President Akio Toyoda insists there are some areas in which Mazda leads his company by a "full lap." They include Mazda's fuel-efficient Skyactiv engines, transmissions and chassis systems, as well as its fetching Kodo design language.
Toyota had already tapped Mazda to supply Scion with a Mexico-built subcompact sedan for the U.S. when the companies announced tie-up plans in May. Now under consideration: Everything from manufacturing and r&d to "creating a whole new set of values."
Specifics on potential projects? Those will come later.
For Toyota, part of the allure in partnerships is the promise of something not easily quantified. In its quest for kaizen, or continuous improvement, the Japanese carmaker is sometimes as interested in learning about how
another company conducts its business as it is in achieving a tangible outcome.

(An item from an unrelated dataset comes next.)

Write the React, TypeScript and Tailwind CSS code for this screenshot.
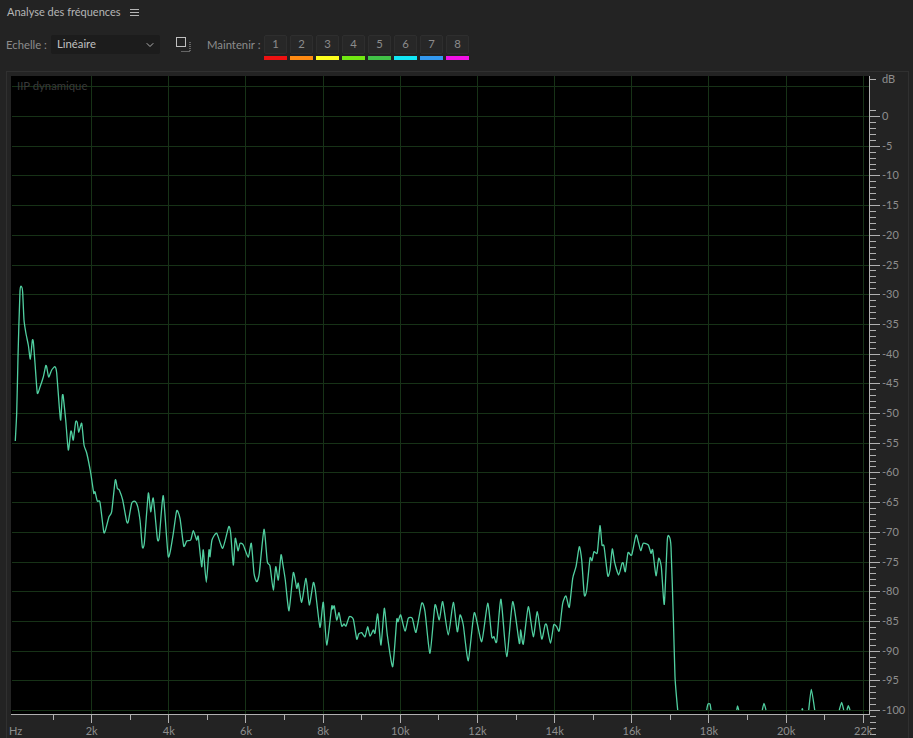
import { ChevronDown } from "lucide-react";

const holdColors = [
  "bg-[#ee1111]",
  "bg-[#ff8a12]",
  "bg-[#ffff1e]",
  "bg-[#72e812]",
  "bg-[#41c247]",
  "bg-[#12e6f5]",
  "bg-[#3399f0]",
  "bg-[#f212e6]",
];

// spectrum trace, in page pixels
const trace: number[][] = [
  [15.3, 441], [16.7, 413], [18, 357], [20, 291], [21.7, 287], [22.7, 293], [24, 320], [25.7, 332],
  [28.3, 345], [30.3, 359], [32.3, 340.7], [33.3, 341.7], [35, 363], [37.3, 393], [40, 387], [43.3, 377],
  [45.7, 365.7], [46.7, 367], [48.7, 377], [51.7, 370], [55, 366.7], [56.7, 373], [59.3, 407], [60.7, 420],
  [62.3, 396], [63.3, 396.7], [65.7, 420], [68.3, 450], [70.7, 431.7], [71.7, 432.5], [73.3, 440], [75.7, 421.7],
  [77.3, 422.7], [78.7, 432.3], [81.7, 423.3], [84, 445], [86.7, 453], [90.7, 473], [93.7, 493], [95, 491.7],
  [97.3, 501], [100, 502.3], [103.7, 531.7], [105.3, 530.7], [109, 516.7], [111.7, 511.7], [115.3, 480], [117.3, 488.3],
  [119.3, 490], [122.7, 500], [126.7, 521.7], [128.3, 521.7], [131.7, 503.3], [135, 501.3], [137.7, 506.7], [140, 520],
  [142.3, 546.7], [144.3, 543.3], [148.3, 493.3], [150.7, 511.7], [153.3, 498.3], [157.3, 538.3], [159.3, 537.3], [163.3, 495.7],
  [168.3, 556.7], [173.3, 533.3], [176.7, 510.7], [180, 518.3], [183.7, 546], [186.7, 541], [190.7, 540], [193.3, 530.7],
  [196.7, 540], [198.3, 536.7], [201.7, 566.7], [203.3, 550], [206.3, 582.3], [209, 550], [210, 556.7], [212, 540],
  [216.7, 533.3], [222.7, 548.3], [228.7, 526.7], [230.7, 533.3], [233.3, 565], [235.3, 538.3], [238, 550.7], [240, 543.3],
  [243.3, 545], [248.3, 557.3], [251.3, 543.3], [254, 573.3], [256.7, 581.7], [259.3, 573.3], [264, 529.3], [267.3, 561.7],
  [270, 566], [273.3, 590], [275.7, 566.7], [278.3, 580], [281, 555], [282.7, 563.3], [285.3, 580], [289, 610.7],
  [293.3, 572.7], [296.7, 588.3], [298.3, 583.3], [301.7, 602.3], [306, 578.3], [309.3, 605], [313.3, 582.7], [315.3, 590],
  [320, 627.3], [323.3, 602.3], [326.7, 645], [331.7, 606.7], [332.7, 609], [334.3, 606], [336.7, 620], [339, 612.7],
  [341.7, 626], [344, 624], [346, 626], [349.3, 616.7], [353.3, 619.3], [356.7, 639], [358.7, 634], [361.7, 632.7],
  [365, 636.7], [367.7, 626.7], [370, 636], [373.3, 630], [375, 633], [377.7, 614], [381, 645], [384.3, 608.3],
  [387.3, 635], [392.7, 666.7], [396.7, 620], [398, 621.7], [400.7, 615], [405, 631], [408.3, 618.3], [412.3, 618.3],
  [416, 632.3], [421.7, 603.3], [425, 611.7], [430, 653.3], [435, 605], [439.3, 620], [442.7, 601.7], [448.3, 635],
  [453.3, 602.3], [457.3, 631.7], [460, 615], [463.3, 625], [468.3, 660.7], [474.3, 612.7], [481.7, 641.7], [487.7, 603.3],
  [491.7, 636.7], [494, 636.7], [496.7, 641.7], [501, 599.3], [506.7, 656.7], [512.7, 601.7], [519.3, 643.3], [520.7, 630],
  [523.3, 644], [528.3, 606.7], [533.3, 636.7], [537.3, 611.7], [541.7, 639], [545, 625], [546.7, 625], [550.5, 643.3],
  [553.7, 625], [556.7, 626.7], [559.3, 630.7], [562.7, 603.3], [566, 596], [569.3, 607.3], [572.7, 578.3], [576, 566.7],
  [579.3, 546.7], [581.7, 560], [584.3, 595], [586.7, 590], [590, 558.3], [592, 560.7], [594, 551.7], [597.3, 552.7],
  [600, 525.7], [602, 545], [604, 546], [607.7, 575.7], [610, 570], [612.3, 549], [614.7, 562.7], [618.7, 575],
  [622, 563.3], [623.3, 563.3], [625.3, 571.7], [628, 552.7], [631.7, 555], [636, 535], [638.3, 541.7], [640.7, 550.7],
  [643.3, 543.3], [648.3, 545], [651, 553.3], [652.7, 550], [656, 575.7], [658.7, 558.3], [661.3, 566.7], [664.3, 604.3],
  [667.3, 540], [669.3, 536.7], [671, 546.7], [673.3, 616.7], [675, 676.7], [677.7, 710],
];

const bumps: number[][][] = [
  [[706.7, 710], [708, 704], [710, 704], [711, 710]],
  [[736.7, 710], [737.5, 706], [738.7, 710]],
  [[762.3, 710], [764, 703.3], [766, 710]],
  [[801.7, 710], [802.3, 708.7], [803, 710]],
  [[808.7, 710], [811.3, 689.3], [814.7, 710]],
  [[839.3, 710], [841.7, 702.3], [843.7, 710]],
  [[847, 710], [848.3, 705.7], [850, 710]],
];

// catmull-rom through the points, kept slack so peaks don't overshoot
function smooth(pts: number[][]) {
  let d = `M${pts[0][0]} ${pts[0][1]}`;
  for (let i = 0; i < pts.length - 1; i++) {
    const p0 = pts[i - 1] || pts[i];
    const p1 = pts[i];
    const p2 = pts[i + 1];
    const p3 = pts[i + 2] || p2;
    const c1x = p1[0] + (p2[0] - p0[0]) / 10;
    const c1y = p1[1] + (p2[1] - p0[1]) / 10;
    const c2x = p2[0] - (p3[0] - p1[0]) / 10;
    const c2y = p2[1] - (p3[1] - p1[1]) / 10;
    d += `C${c1x.toFixed(1)} ${c1y.toFixed(1)} ${c2x.toFixed(1)} ${c2y.toFixed(1)} ${p2[0]} ${p2[1]}`;
  }
  return d;
}

const kX = (k: number) => 14.5 + k * 38.58;
const dbY = (db: number) => 116.5 - db * 5.94;

function Spectrum() {
  const kHz = Array.from({ length: 22 }, (_, i) => i + 1);
  const dBs = Array.from({ length: 21 }, (_, i) => -i * 5);
  const minor = Array.from({ length: 106 }, (_, i) => 1 - i);
  return (
    <svg viewBox="7 72 901 666" className="block w-[901px] h-[666px]">
      <rect x="11" y="76" width="858" height="638" fill="#000" />
      <g stroke="#173217" strokeWidth="1" shapeRendering="crispEdges">
        <line x1="12" x2="869" y1="86.5" y2="86.5" />
        {dBs.map((db) => (
          <line key={db} x1="12" x2="869" y1={dbY(db)} y2={dbY(db)} />
        ))}
        {kHz.filter((k) => k % 2 === 0).map((k) => (
          <line key={k} x1={kX(k)} x2={kX(k)} y1="76" y2="714" />
        ))}
      </g>
      <text x="17" y="90" fontSize="11.3" fill="#3a3a3a">IIP dynamique</text>
      <path d={smooth(trace)} fill="none" stroke="#50cfa0" strokeWidth="1.3" strokeLinejoin="round" />
      {bumps.map((b, i) => (
        <path key={i} d={smooth(b)} fill="none" stroke="#50cfa0" strokeWidth="1.3" />
      ))}
      <g stroke="#b0b0b0" strokeWidth="1" shapeRendering="crispEdges">
        <line x1="11" x2="870" y1="714.5" y2="714.5" />
        <line x1="869.5" x2="869.5" y1="76" y2="714" />
        <line x1="870" x2="876" y1="79.5" y2="79.5" />
        {kHz.map((k) => (
          <line key={k} x1={kX(k)} x2={kX(k)} y1="714" y2={k % 2 === 0 ? 723 : 720} />
        ))}
        {minor.map((db) => (
          <line key={db} x1="870" x2={db % 5 === 0 ? 880 : 876} y1={dbY(db)} y2={dbY(db)} />
        ))}
      </g>
      <g fontSize="11" fill="#8e8e8e">
        <text x="882" y="83">dB</text>
        {dBs.map((db) => (
          <text key={db} x="882" y={dbY(db) + 3.5}>{db}</text>
        ))}
        <text x="9" y="735">Hz</text>
        {kHz.filter((k) => k % 2 === 0).map((k) => (
          <text key={k} x={kX(k)} y="735" textAnchor="middle">{k}k</text>
        ))}
      </g>
    </svg>
  );
}

export default function App() {
  return (
    <div className="w-[913px] h-[738px] overflow-hidden flex flex-col bg-[#232323] font-['Lato',sans-serif] text-[11.3px] text-[#8c8c8c]">
      <header className="h-[25px] pl-[7px] flex items-center gap-[9px]">
        <span className="text-[#b5b5b5] text-[11px]">Analyse des fréquences</span>
        <div className="w-[9px] flex flex-col gap-[2px]">
          <div className="h-px bg-[#b5b5b5]" />
          <div className="h-px bg-[#b5b5b5]" />
          <div className="h-px bg-[#b5b5b5]" />
        </div>
      </header>
      <div className="h-[46px] pl-[6px] pt-[10px] flex items-start">
        <span className="leading-[19px] w-[45px]">Echelle :</span>
        <div className="w-[109px] h-[19px] bg-[#1c1c1c] rounded-[2px] pl-[6px] pr-[4px] flex items-center justify-between text-[#c0c0c0]">
          <span>Linéaire</span>
          <ChevronDown className="w-3 h-3 text-[#b0b0b0]" />
        </div>
        <svg viewBox="0 0 15 15" className="w-[15px] h-[15px] ml-[16px] mt-[2px]" fill="none">
          <rect x="0.5" y="0.5" width="9" height="9" stroke="#c0c0c0" />
          <path d="M14 5v9.5H5" stroke="#a8a8a8" strokeDasharray="1 1" />
        </svg>
        <span className="leading-[19px] ml-[16px] w-[57px]">Maintenir :</span>
        <div className="flex gap-[3px]">
          {holdColors.map((c, i) => (
            <div key={i} className="w-[23px]">
              <div className="h-[19px] bg-[#272727] border border-[#2e2e2e] rounded-[2px] flex items-center justify-center">
                {i + 1}
              </div>
              <div className={`h-[4px] mt-[2px] ${c}`} />
            </div>
          ))}
        </div>
      </div>
      <main className="flex-1 ml-[6px] mr-[4px] border-t border-x border-[#303030]">
        <Spectrum />
      </main>
    </div>
  );
}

That was a driving force behind Toyota's decision to team with General Motors when Toyota began building cars in North America. Their jointly operated plant in Fremont, Calif., was a training ground for the U.S. factories Toyota would build later.

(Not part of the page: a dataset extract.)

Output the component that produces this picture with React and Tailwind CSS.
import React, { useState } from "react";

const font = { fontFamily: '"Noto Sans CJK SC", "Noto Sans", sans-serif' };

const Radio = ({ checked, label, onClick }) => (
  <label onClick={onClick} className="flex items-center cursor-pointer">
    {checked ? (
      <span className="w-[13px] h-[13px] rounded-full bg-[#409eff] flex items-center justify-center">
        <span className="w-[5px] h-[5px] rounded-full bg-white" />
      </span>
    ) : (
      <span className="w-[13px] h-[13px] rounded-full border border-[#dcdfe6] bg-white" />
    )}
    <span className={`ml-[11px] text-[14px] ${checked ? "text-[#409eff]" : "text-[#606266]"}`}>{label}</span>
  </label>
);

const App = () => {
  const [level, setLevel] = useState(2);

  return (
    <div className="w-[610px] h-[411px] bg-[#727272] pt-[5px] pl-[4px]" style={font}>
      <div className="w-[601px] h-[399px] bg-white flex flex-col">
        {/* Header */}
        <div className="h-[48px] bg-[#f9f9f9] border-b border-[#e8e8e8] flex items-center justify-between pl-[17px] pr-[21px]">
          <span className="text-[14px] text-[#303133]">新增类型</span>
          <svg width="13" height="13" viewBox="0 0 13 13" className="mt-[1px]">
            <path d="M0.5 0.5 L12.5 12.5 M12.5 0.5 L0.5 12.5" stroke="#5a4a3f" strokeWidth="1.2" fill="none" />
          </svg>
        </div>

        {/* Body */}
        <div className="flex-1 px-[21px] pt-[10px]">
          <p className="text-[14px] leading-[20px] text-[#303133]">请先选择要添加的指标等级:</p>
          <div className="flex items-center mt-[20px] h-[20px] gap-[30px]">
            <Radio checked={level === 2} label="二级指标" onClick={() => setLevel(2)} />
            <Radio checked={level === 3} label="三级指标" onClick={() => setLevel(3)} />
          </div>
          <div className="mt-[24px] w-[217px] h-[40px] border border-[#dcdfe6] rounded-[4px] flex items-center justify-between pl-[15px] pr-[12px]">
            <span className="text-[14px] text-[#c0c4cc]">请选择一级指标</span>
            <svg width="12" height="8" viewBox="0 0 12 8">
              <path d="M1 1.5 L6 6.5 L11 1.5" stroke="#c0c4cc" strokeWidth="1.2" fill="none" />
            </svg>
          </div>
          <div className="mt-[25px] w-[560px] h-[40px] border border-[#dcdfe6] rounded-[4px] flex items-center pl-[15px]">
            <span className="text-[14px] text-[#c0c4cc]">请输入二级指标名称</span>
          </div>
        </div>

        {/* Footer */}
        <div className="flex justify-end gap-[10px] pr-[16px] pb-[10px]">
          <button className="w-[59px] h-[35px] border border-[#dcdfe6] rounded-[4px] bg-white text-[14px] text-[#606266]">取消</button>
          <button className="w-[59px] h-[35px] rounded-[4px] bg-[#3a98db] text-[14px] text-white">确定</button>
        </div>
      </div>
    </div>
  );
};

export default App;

To be sure, Toyota's free-form tactic has had some misfires. Ford and Toyota dumped their gambit to develop hybrid pickups and SUVs in 2013. Then last year, Toyota turned tepid on battery EVs and killed off a RAV4 that rode on Tesla-supplied battery packs and motors. Toyota later sold some of its stake in Tesla.

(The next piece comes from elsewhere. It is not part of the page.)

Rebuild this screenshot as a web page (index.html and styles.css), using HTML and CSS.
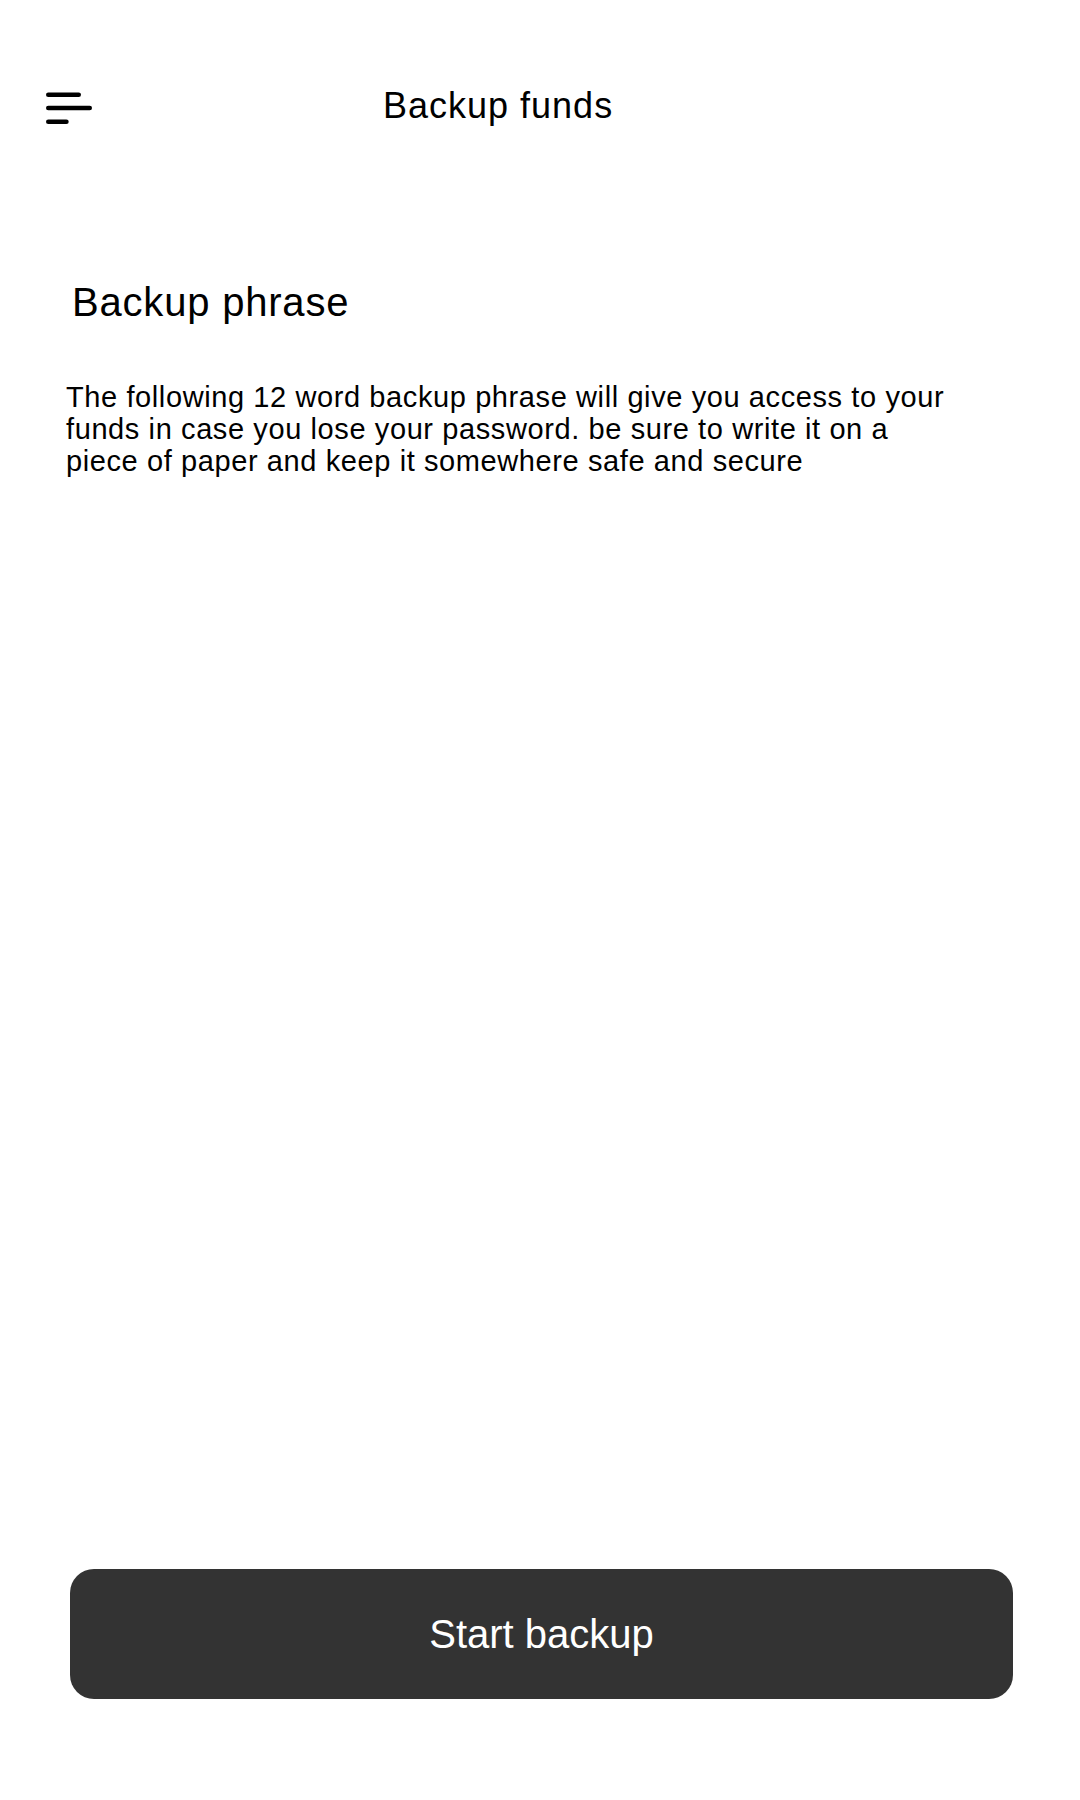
FILE: index.html
```html
<!DOCTYPE html>
<html lang="en">
<head>
<meta charset="utf-8">
<title>Backup funds</title>
<link rel="stylesheet" href="styles.css">
</head>
<body>
<div class="page">
  <header class="topbar">
    <svg class="menu-icon" width="46" height="32" viewBox="0 0 46 32" aria-hidden="true">
      <line x1="2.3" y1="2.7" x2="32.7" y2="2.7"/>
      <line x1="2.3" y1="16" x2="43.7" y2="16"/>
      <line x1="2.3" y1="29.7" x2="20.4" y2="29.7"/>
    </svg>
    <h1 class="title">Backup funds</h1>
  </header>
  <main class="content">
    <h2 class="heading">Backup phrase</h2>
    <p class="description">The following 12 word backup phrase will give you access to your funds in case you lose your password. be sure to write it on a piece of paper and keep it somewhere safe and secure</p>
  </main>
  <footer class="actions">
    <button class="primary-btn" type="button">Start backup</button>
  </footer>
</div>
</body>
</html>
```

FILE: styles.css
```css
* { box-sizing: border-box; }
html, body {
  margin: 0;
  padding: 0;
  background: #ffffff;
}
body {
  font-family: "Liberation Sans", Arial, sans-serif;
  color: #000000;
}
.page {
  display: flex;
  flex-direction: column;
  min-height: 1800px;
}
.topbar {
  display: flex;
  align-items: flex-start;
  padding: 86px 46px 0 46px;
}
.menu-icon {
  display: block;
  margin-top: 6px;
  flex: none;
}
.menu-icon line {
  stroke: #000000;
  stroke-width: 4.6;
  stroke-linecap: round;
}
.title {
  margin: 0 0 0 291px;
  font-size: 36px;
  line-height: 40px;
  font-weight: 400;
  letter-spacing: 1px;
}
.content {
  flex: 1;
  padding: 0 0 0 66px;
}
.heading {
  margin: 154px 0 0 6px;
  font-size: 40px;
  line-height: 44px;
  font-weight: 400;
  letter-spacing: 0.8px;
}
.description {
  margin: 57px 0 0 0;
  max-width: 890px;
  font-size: 29px;
  line-height: 32px;
  letter-spacing: 0.6px;
}
.actions {
  padding: 0 67px 101px 70px;
}
.primary-btn {
  display: block;
  width: 943px;
  height: 130px;
  border: none;
  border-radius: 24px;
  background: #333333;
  color: #ffffff;
  font-family: "Liberation Sans", Arial, sans-serif;
  font-size: 40px;
  padding: 0;
}
```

Therein lies the appeal of Toyota's model: If projects don't pan out, the partners easily can part ways.
Executives in Toyota City aren't interested in calling the shots in competitors' boardrooms. And when Toyota holds a stake in a company, as it does with Fuji Heavy, it rarely draws it under its corporate umbrella, as Volkswagen tends to do in its own quest for scale. Toyota targets tightly and treads lightly.
The challenge with Mazda will be not stepping on toes while trying to pinpoint projects that don't overlap with Toyota's already vast product and production footprint. That could include more badge manufacturing, development of new powertrains based on Mazda's diesel engines or even cooperation on a rumored compact sporty car to slot below the FR-S in Toyota's lineup.
After years of being controlled by Ford Motor Co., Mazda is independent again. And its executives show few signs of wanting another big-foot partner. Toyota is likely to oblige; that has been a key to the success of its teamwork template.